"How do you think Jinghong workers compare to the guys in Dali Old Town?"
The businesses in Dali Old Town keep running all day long. I haven't had anything to complain about while being there, apart from the fact that some restaurants use the water from the street canals to wash vegetables.
In Jinghong, they sleep/nap all day and slowly wake up when the lights turn on after 18:00 and start packing up from 21:30, all that while overcharging you for everything from Lao Beer in a normal store to a 5min taxi ride.
In terms of service, there are 4 basic types I've come across. In descending order of desirability:
1) hardworking/efficient and polite/pleasant
2) hardworking/efficient but not particularly polite/pleasant
3) kinda lazy but polite/pleasant
4) kinda lazy and kinda rude
No.1 is rare in China, but common in some countries with developed service sectors.
No.2, 3 & 4 are common in China, but less common in other countries.
To go beyond being a smokestack nation and boost domestic spending (in a country with the lowest spend percentage in the world - just 50% of income - so there is large scope for greater spending), China needs to focus on getting more establishments with workers delivering the No1 style service. Apart from improving the economy, it will also make a virtual cycle of pleasantness, politeness, and warm fuzzy feeling!
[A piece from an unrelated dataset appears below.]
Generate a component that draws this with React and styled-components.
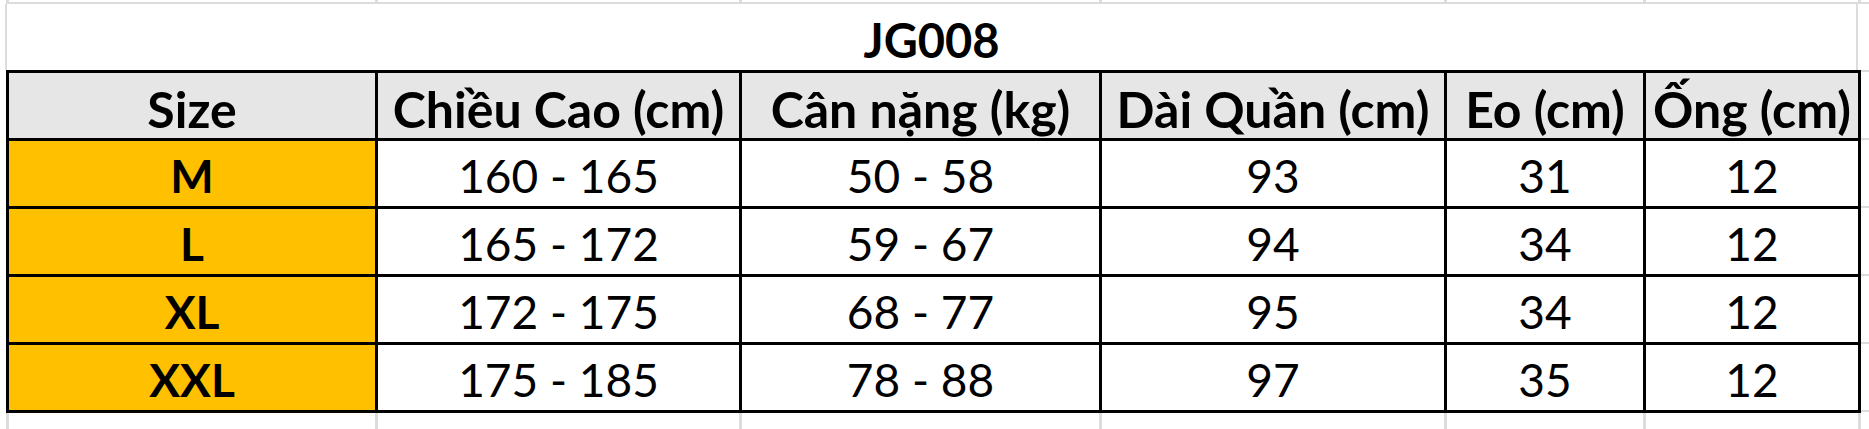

OK, but I haven't found 1) terribly rare, although I think hardworking is more common that efficient.
I think boosting spending is only a good idea if the things to be purchased are really worth the necessary labor to produce them - a lot of crap is produced everywhere, and putting people to work to produce them means not putting people to work at jobs that are actually more important to see done - but the rich must have their toys, and can arrange to have them produced by employing people to do the jobs that don't help the poor, simply because they have the wealth/power to do so. Some people may call this economic justice, but I have a few doubts about whether it produces social justice.
Right - a diversion from the OP, mea culpa.
Not only a diversion, off topic and unrelated, but it also makes little sense. Who decides which jobs are more important? How can creating more jobs not help the poor? What is economic justice? 致富光荣
@Geezer: At present the rich & powerful decide which jobs are more important, and they usually decide those that satisfy their desires are important, because they can. I won't attempt to decide what economic justice is because I don't see why that decision should be left to me, but my opinion is that what we've got is not it, for the reason stated above. What's your opinion?
Gee, I get stuck on just who the "rich & powerful" are. I think you might mean Capitalists but I'm not sure?
It is a good thing Socialist countries like China do not have the "rich & powerful" to demand poor folks work at unimportant jobs. They just might import their toys like cars and stuff.
'Socialist' countries indeed have the powerful, and usually the rich as well. Something wrong with the model, perhaps.
Perhaps indeed! But at least the Capitalists have fled, been jailed or executed.
You are right. Capitalism is pretty natural as along with the self interest it requires voluntary cooperation and mutual benefit to succeed and prosper. Socialism requires force to make folks to live and work for the benefit the state and forgo anything extra so the lazy and inefficient can share the equally.